Dimension 2: Key Decisions
- What non-obvious decisions were made? (architecture choices, tool selection, approach pivots)
- What alternatives were considered and rejected? Why?
- Which decisions were the user's vs. the agent's?
Dimension 3: Lessons Learned
- What worked that should be repeated?
- What failed or was harder than expected?
- What would you do differently if starting over?
- Any recurring patterns that suggest a rule or convention?
Dimension 4: Blockers and Resolutions
- What blocked progress? (tool failures, missing context, ambiguity, external dependencies)
- How was each blocker resolved? (workaround, root fix, human help, abandoned)
- Unresolved blockers that carry forward
Dimension 5: Insights
- Non-obvious findings about the codebase, tools, or domain
- Things the user said that should be remembered (preferences, corrections, context)
- Connections to other projects or prior work
Dimension 6: Artifacts and Unfinished Work
- Files created, modified, or deleted
- Commits made
- Work that was started but not completed
- Explicit TODOs or follow-ups mentioned
Output Format
Produce a structured retro document.
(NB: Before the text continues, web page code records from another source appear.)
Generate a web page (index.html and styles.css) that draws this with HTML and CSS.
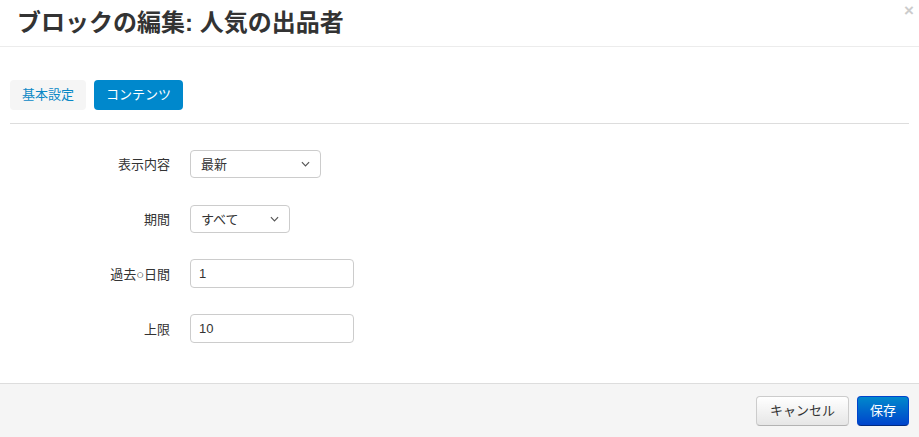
FILE: index.html
```html
<!DOCTYPE html>
<html lang="ja">
<head>
<meta charset="utf-8">
<link rel="stylesheet" href="styles.css">
</head>
<body>
<div class="modal">
  <div class="modal-header">
    <h3 class="title">ブロックの編集: 人気の出品者</h3>
    <span class="close">×</span>
  </div>
  <div class="modal-body">
    <div class="tabs">
      <span class="tab">基本設定</span>
      <span class="tab active">コンテンツ</span>
    </div>
    <div class="divider"></div>
    <div class="form">
      <div class="row">
        <label class="label">表示内容</label>
        <div class="select w131"><span>最新</span><svg class="caret" viewBox="0 0 10 6" width="9" height="6"><path d="M1 1l4 4 4-4" fill="none" stroke="#555" stroke-width="1.3"/></svg></div>
      </div>
      <div class="row">
        <label class="label">期間</label>
        <div class="select w100"><span>すべて</span><svg class="caret" viewBox="0 0 10 6" width="9" height="6"><path d="M1 1l4 4 4-4" fill="none" stroke="#555" stroke-width="1.3"/></svg></div>
      </div>
      <div class="row">
        <label class="label">過去○日間</label>
        <div class="input">1</div>
      </div>
      <div class="row">
        <label class="label">上限</label>
        <div class="input">10</div>
      </div>
    </div>
  </div>
  <div class="modal-footer">
    <span class="btn">キャンセル</span>
    <span class="btn btn-primary">保存</span>
  </div>
</div>
</body>
</html>
```
FILE: styles.css
```css
* { box-sizing: border-box; }
html, body { margin: 0; padding: 0; background: #fff; }
body {
  font-family: "Liberation Sans", "Noto Sans CJK JP", sans-serif;
  font-size: 13px;
  color: #333;
  width: 919px;
  height: 437px;
  overflow: hidden;
}
.modal { display: flex; flex-direction: column; height: 437px; }
.modal-header {
  position: relative;
  height: 47px;
  border-bottom: 1px solid #ececec;
  padding: 0 17px;
  display: flex;
  align-items: center;
}
.title {
  margin: 0;
  font-size: 24px;
  font-weight: bold;
  color: #333;
  position: relative;
  top: -3px;
}
.close {
  position: absolute;
  right: 5px;
  top: 1px;
  font-size: 17px;
  font-weight: bold;
  color: #ccc;
  line-height: 20px;
}
.modal-body { flex: 1; padding: 0 10px; }
.tabs { display: flex; gap: 8px; margin-top: 33px; }
.tab {
  height: 30px;
  line-height: 30px;
  padding: 0 12px;
  border-radius: 4px;
  background: #f5f5f5;
  color: #0a88c6;
  font-size: 13px;
}
.tab.active { background: #0088cc; color: #fff; padding: 0 12px; }
.divider { height: 1px; background: #ddd; margin-top: 13px; }
.form { display: flex; flex-direction: column; gap: 26px; margin-top: 25px; }
.row { display: flex; align-items: center; gap: 20px; height: 29px; }
.label { width: 160px; text-align: right; font-size: 13px; color: #333; }
.select {
  height: 28px;
  border: 1px solid #ccc;
  border-radius: 4px;
  display: flex;
  align-items: center;
  justify-content: space-between;
  padding: 0 10px 0 10px;
  font-size: 13px;
  color: #333;
  background: #fff;
}
.w131 { width: 131px; }
.w100 { width: 100px; }
.input {
  width: 164px;
  height: 29px;
  border: 1px solid #ccc;
  border-radius: 4px;
  display: flex;
  align-items: center;
  padding: 0 8px;
  font-size: 13px;
  color: #333;
}
.modal-footer {
  height: 54px;
  border-top: 1px solid #ddd;
  background: #f5f5f5;
  display: flex;
  justify-content: flex-end;
  align-items: center;
  gap: 8px;
  padding: 0 10px 0 0;
}
.btn {
  height: 30px;
  line-height: 28px;
  padding: 0 13px;
  border: 1px solid #ccc;
  border-bottom-color: #b3b3b3;
  border-radius: 4px;
  background: linear-gradient(#ffffff, #e6e6e6);
  color: #333;
  font-size: 13px;
}
.btn-primary {
  background: linear-gradient(#0088cc, #0044cc);
  border-color: #0044cc #0044cc #002a80;
  color: #fff;
  padding: 0 12px;
}
```
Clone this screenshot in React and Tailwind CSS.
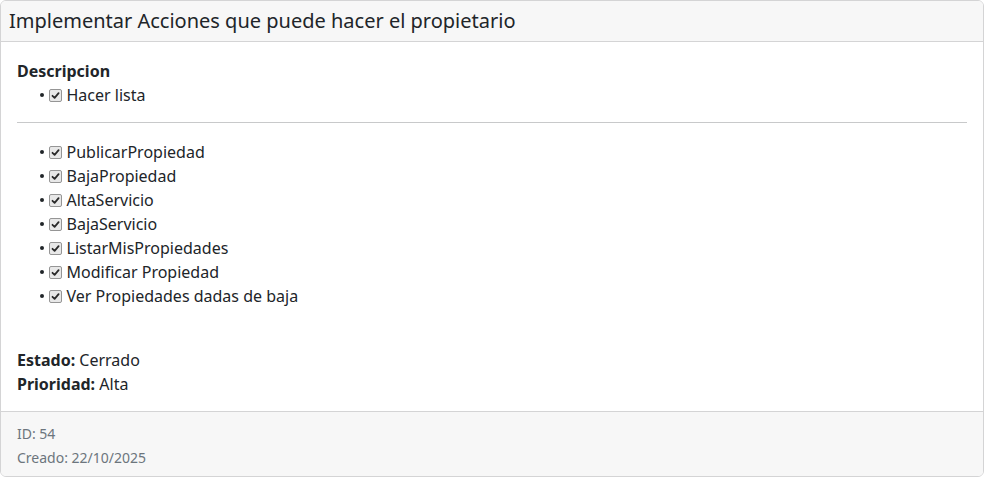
import React from "react";

const items = [
  "PublicarPropiedad",
  "BajaPropiedad",
  "AltaServicio",
  "BajaServicio",
  "ListarMisPropiedades",
  "Modificar Propiedad",
  "Ver Propiedades dadas de baja",
];

function Check() {
  return (
    <span className="inline-flex items-center justify-center w-[13px] h-[13px] rounded-[2px] border border-[#959595] bg-[#e8e8e8]">
      <svg width="9" height="9" viewBox="0 0 9 9">
        <path d="M1.5 4.8 L3.6 6.8 L7.6 2.2" fill="none" stroke="#2a2a2a" strokeWidth="1.8" strokeLinecap="round" strokeLinejoin="round" />
      </svg>
    </span>
  );
}

function Item({ children }) {
  return (
    <li className="flex items-center h-6 leading-6 pl-[23px]">
      <span className="inline-block w-[3.5px] h-[3.5px] rounded-full bg-[#212529] mr-[5px]" />
      <Check />
      <span className="ml-[5px]">{children}</span>
    </li>
  );
}

export default function App() {
  return (
    <div className="w-[984px] bg-white text-[#212529]" style={{ fontFamily: '"Noto Sans", sans-serif' }}>
      <div className="w-full rounded-md border border-[#d4d4d5] overflow-hidden">
        <div className="bg-[#f7f7f7] border-b border-[#d4d4d5] px-2 py-2">
          <h1 className="text-[20px] leading-6 font-normal">Implementar Acciones que puede hacer el propietario</h1>
        </div>
        <div className="px-4 pt-[17px] pb-[15px] text-base">
          <p className="leading-6 font-bold">Descripcion</p>
          <ul>
            <Item>Hacer lista</Item>
          </ul>
          <hr className="mt-[15px] mb-[17px] border-0 border-t border-[#c8c9ca]" />
          <ul>
            {items.map((t) => (
              <Item key={t}>{t}</Item>
            ))}
          </ul>
          <div className="mt-10">
            <p className="leading-6"><strong className="font-bold">Estado:</strong> Cerrado</p>
            <p className="leading-6"><strong className="font-bold">Prioridad:</strong> Alta</p>
          </div>
        </div>
        <div className="bg-[#f7f7f7] border-t border-[#d4d4d5] px-4 pt-[10px] pb-[6px] text-sm text-[#6c757d]">
          <div className="leading-6">ID: 54</div>
          <div className="leading-6">Creado: 22/10/2025</div>
        </div>
      </div>
    </div>
  );
}
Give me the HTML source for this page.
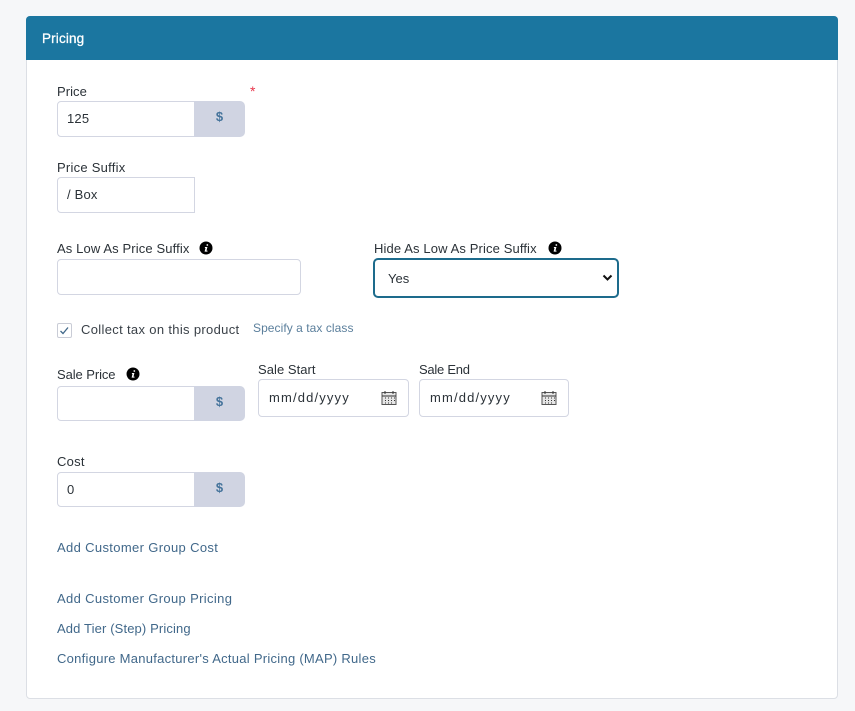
<!DOCTYPE html>
<html><head><meta charset="utf-8"><style>
html,body{margin:0;padding:0;background:#f6f7f9;}
body{width:855px;height:711px;position:relative;overflow:hidden;font-family:"Liberation Sans",Arial,sans-serif;font-size:13px;color:#2b3238;}
.a{position:absolute;white-space:nowrap;line-height:18px;}
.card{position:absolute;left:26px;top:16px;width:811px;height:681px;background:#fff;border:1px solid #dcdfe5;border-radius:4px;box-sizing:content-box;}
.head{position:absolute;left:26px;top:16px;width:812px;height:44px;background:#1b76a0;border-radius:4px 4px 0 0;}
.box{position:absolute;box-sizing:border-box;background:#fff;border:1px solid #d3d6e2;border-radius:4px;}
.add{position:absolute;box-sizing:border-box;background:#d0d4e2;border-radius:0 5px 5px 0;color:#44739b;font-weight:bold;text-align:center;font-size:13px;}
.l{color:#41688a;}
</style></head><body>
<div class="card" style="width:810px"></div>
<div class="head"></div>
<div class="a" style="left:42px;top:30px;color:#fff;font-size:13.5px;letter-spacing:.15px;-webkit-text-stroke:.3px #fff">Pricing</div>

<div class="a" style="left:57px;top:83px;letter-spacing:.05px">Price</div>
<div class="a" style="left:250px;top:82px;color:#e8354a;font-size:14px">*</div>
<div class="box" style="left:57px;top:101px;width:138px;height:36px;border-radius:4px 0 0 4px"></div>
<div class="add" style="left:194px;top:101px;width:51px;height:36px;line-height:32px">$</div>
<div class="a" style="left:67px;top:110px;letter-spacing:.2px">125</div>

<div class="a" style="left:57px;top:159px;letter-spacing:.25px">Price Suffix</div>
<div class="box" style="left:57px;top:177px;width:138px;height:36px;border-radius:4px 0 0 4px"></div>
<div class="a" style="left:67px;top:186px;letter-spacing:.2px">/ Box</div>

<div class="a" style="left:57px;top:240px;letter-spacing:.12px">As Low As Price Suffix</div>
<svg class="a" style="left:199px;top:241px" width="14" height="14" viewBox="0 0 14 14"><circle cx="7" cy="7" r="6.5" fill="#000"/><path d="M7.6 3.2h1.5v1.5H7.6zM6 6h2.4l-.9 3.6h1v1H5.6l.9-3.6h-.7z" fill="#fff"/></svg>
<div class="box" style="left:57px;top:259px;width:244px;height:36px"></div>

<div class="a" style="left:374px;top:240px;letter-spacing:.12px">Hide As Low As Price Suffix</div>
<svg class="a" style="left:548px;top:241px" width="14" height="14" viewBox="0 0 14 14"><circle cx="7" cy="7" r="6.5" fill="#000"/><path d="M7.6 3.2h1.5v1.5H7.6zM6 6h2.4l-.9 3.6h1v1H5.6l.9-3.6h-.7z" fill="#fff"/></svg>
<div class="box" style="left:373px;top:258px;width:246px;height:40px;border:2px solid #1d6b8c;border-radius:5px"></div>
<div class="a" style="left:388px;top:270px;letter-spacing:0">Yes</div>
<svg class="a" style="left:602px;top:274px" width="11" height="8" viewBox="0 0 11 8"><path d="M1.5 1.5l4 4 4-4" fill="none" stroke="#111" stroke-width="2"/></svg>

<div class="box" style="left:57px;top:323px;width:15px;height:15px;border-color:#c9ccd6;border-radius:2px"></div>
<svg class="a" style="left:59px;top:325px" width="11" height="11" viewBox="0 0 11 11"><path d="M1.5 6l2.5 2.5 5-6" fill="none" stroke="#41688a" stroke-width="1.3"/></svg>
<div class="a" style="left:81px;top:321px;letter-spacing:.33px;color:#3a4148">Collect tax on this product</div>
<div class="a l" style="left:253px;top:319px;font-size:12px;letter-spacing:.06px;color:#5b7f9c">Specify a tax class</div>

<div class="a" style="left:57px;top:366px;letter-spacing:-.08px">Sale Price</div>
<svg class="a" style="left:126px;top:367px" width="14" height="14" viewBox="0 0 14 14"><circle cx="7" cy="7" r="6.5" fill="#000"/><path d="M7.6 3.2h1.5v1.5H7.6zM6 6h2.4l-.9 3.6h1v1H5.6l.9-3.6h-.7z" fill="#fff"/></svg>
<div class="box" style="left:57px;top:386px;width:138px;height:35px;border-radius:4px 0 0 4px"></div>
<div class="add" style="left:194px;top:386px;width:51px;height:35px;line-height:32px">$</div>

<div class="a" style="left:258px;top:361px;letter-spacing:.05px">Sale Start</div>
<div class="box" style="left:258px;top:379px;width:151px;height:38px"></div>
<div class="a" style="left:269px;top:389px;letter-spacing:1.15px">mm/dd/yyyy</div>
<svg class="a" style="left:381px;top:390px" width="16" height="16" viewBox="0 0 16 16"><rect x="1" y="2.5" width="14" height="12" fill="#e6e6e6" stroke="#555" stroke-width="1"/><path d="M1 6h14M4 1v3M12 1v3M4 8h1M7 8h1M10 8h1M13 8h1M4 10.5h1M7 10.5h1M10 10.5h1M13 10.5h1M4 13h1M7 13h1M10 13h1" stroke="#333" fill="none"/></svg>

<div class="a" style="left:419px;top:361px;letter-spacing:-.25px">Sale End</div>
<div class="box" style="left:419px;top:379px;width:150px;height:38px"></div>
<div class="a" style="left:430px;top:389px;letter-spacing:1.15px">mm/dd/yyyy</div>
<svg class="a" style="left:541px;top:390px" width="16" height="16" viewBox="0 0 16 16"><rect x="1" y="2.5" width="14" height="12" fill="#e6e6e6" stroke="#555" stroke-width="1"/><path d="M1 6h14M4 1v3M12 1v3M4 8h1M7 8h1M10 8h1M13 8h1M4 10.5h1M7 10.5h1M10 10.5h1M13 10.5h1M4 13h1M7 13h1M10 13h1" stroke="#333" fill="none"/></svg>

<div class="a" style="left:57px;top:453px;letter-spacing:.25px">Cost</div>
<div class="box" style="left:57px;top:472px;width:138px;height:35px;border-radius:4px 0 0 4px"></div>
<div class="add" style="left:194px;top:472px;width:51px;height:35px;line-height:32px">$</div>
<div class="a" style="left:67px;top:481px;letter-spacing:.2px">0</div>

<div class="a l" style="left:57px;top:539px;letter-spacing:.35px">Add Customer Group Cost</div>
<div class="a l" style="left:57px;top:590px;letter-spacing:.35px">Add Customer Group Pricing</div>
<div class="a l" style="left:57px;top:620px;letter-spacing:.13px">Add Tier (Step) Pricing</div>
<div class="a l" style="left:57px;top:650px;letter-spacing:.27px">Configure Manufacturer's Actual Pricing (MAP) Rules</div>
</body></html>
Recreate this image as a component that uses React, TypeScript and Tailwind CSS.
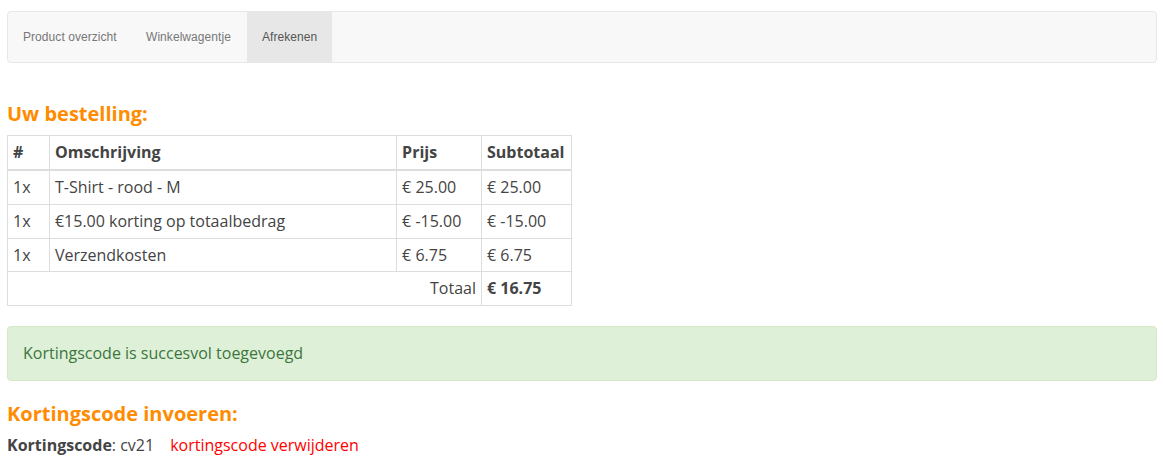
const rows = [
  { qty: '1x', desc: 'T-Shirt - rood - M', price: '€ 25.00', sub: '€ 25.00' },
  { qty: '1x', desc: '€15.00 korting op totaalbedrag', price: '€ -15.00', sub: '€ -15.00' },
  { qty: '1x', desc: 'Verzendkosten', price: '€ 6.75', sub: '€ 6.75' },
];

const navItems = [
  { label: 'Product overzicht', active: false, width: 'w-[123px]' },
  { label: 'Winkelwagentje', active: false, width: 'w-[116px]' },
  { label: 'Afrekenen', active: true, width: 'w-[85px]' },
];

export default function App() {
  return (
    <div className="min-h-screen bg-white pl-[7px] pr-[6px] pt-[11px] font-['Open_Sans',sans-serif] text-[16px] leading-[1.42857] text-[#444]">
      <nav className="flex h-[52px] rounded-[4px] border border-[#e7e7e7] bg-[#f8f8f8]">
        {navItems.map((item) => (
          <a
            key={item.label}
            href="#"
            className={
              'flex items-center whitespace-nowrap pl-[15px] pt-[1px] font-["Liberation_Sans",Arial,sans-serif] text-[12px] tracking-[0.06px] ' +
              item.width +
              ' ' +
              (item.active ? 'bg-[#e7e7e7] text-[#555]' : 'text-[#777]')
            }
          >
            {item.label}
          </a>
        ))}
      </nav>

      <h3 className="mt-[40px] text-[20px] font-bold leading-[22px] text-[#ff8c00]">Uw bestelling:</h3>

      <table className="mt-[10px] w-[565px] border-collapse border border-[#ddd]">
        <thead>
          <tr className="border-b-2 border-[#ddd] text-left font-bold">
            <th className="w-[42px] border border-[#ddd] p-[5px]">#</th>
            <th className="w-[348px] border border-[#ddd] p-[5px]">Omschrijving</th>
            <th className="w-[85px] border border-[#ddd] p-[5px]">Prijs</th>
            <th className="w-[90px] border border-[#ddd] p-[5px]">Subtotaal</th>
          </tr>
        </thead>
        <tbody>
          {rows.map((r) => (
            <tr key={r.desc}>
              <td className="border border-[#ddd] p-[5px]">{r.qty}</td>
              <td className="border border-[#ddd] p-[5px]">{r.desc}</td>
              <td className="border border-[#ddd] p-[5px]">{r.price}</td>
              <td className="border border-[#ddd] p-[5px]">{r.sub}</td>
            </tr>
          ))}
          <tr>
            <td colSpan={3} className="border border-[#ddd] p-[5px] text-right">
              Totaal
            </td>
            <td className="border border-[#ddd] p-[5px] font-bold">€ 16.75</td>
          </tr>
        </tbody>
      </table>

      <div className="mt-5 rounded-[4px] border border-[#d6e9c6] bg-[#dff0d8] p-[15px] text-[#3c763d]">
        Kortingscode is succesvol toegevoegd
      </div>

      <h3 className="mt-[22px] text-[20px] font-bold leading-[22px] text-[#ff8c00]">Kortingscode invoeren:</h3>

      <p className="mt-[9px]">
        <b>Kortingscode</b>: cv21
        <a href="#" className="ml-[16px] text-[#f00]">
          kortingscode verwijderen
        </a>
      </p>
    </div>
  );
}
Write it to {cwd}/tmp/ using the project's tmp convention if a ./tmp/ directory exists, otherwise print inline.
# Session Retro: {BRIEF_TITLE}
**Date**: {YYYY-MM-DD}
**Project**: {project slug from CWD}
**Branch**: {git branch}
**Duration**: {approximate from conversation flow}
## Origin Story
{1-3 sentences: what started this session, how scope evolved}
## Key Decisions
{Numbered list. Each: what was decided, why, what was rejected}
## Lessons Learned
{Bulleted. Each: observation + recommendation}
## Blockers & Resolutions
{Table or list: blocker | resolution | status (resolved/workaround/open)}
## Insights
{Bulleted. Non-obvious findings worth remembering across sessions}
## Artifacts
- **Created**: {files}
- **Modified**: {files}
- **Commits**: {hashes + messages}
- **Unfinished**: {items}
## Proposed Rule Changes
{ONLY if the session revealed patterns that should become rules or conventions}
- **Rule**: {the rule}
- **Evidence**: {what happened in this session that motivates it}
- **Where**: {which config file or convention doc}
Quality Gates
Before producing the retro, verify:
- Session had substance. If the conversation was < 5 exchanges, say so and produce a one-liner summary instead of a full retro. Don't pad.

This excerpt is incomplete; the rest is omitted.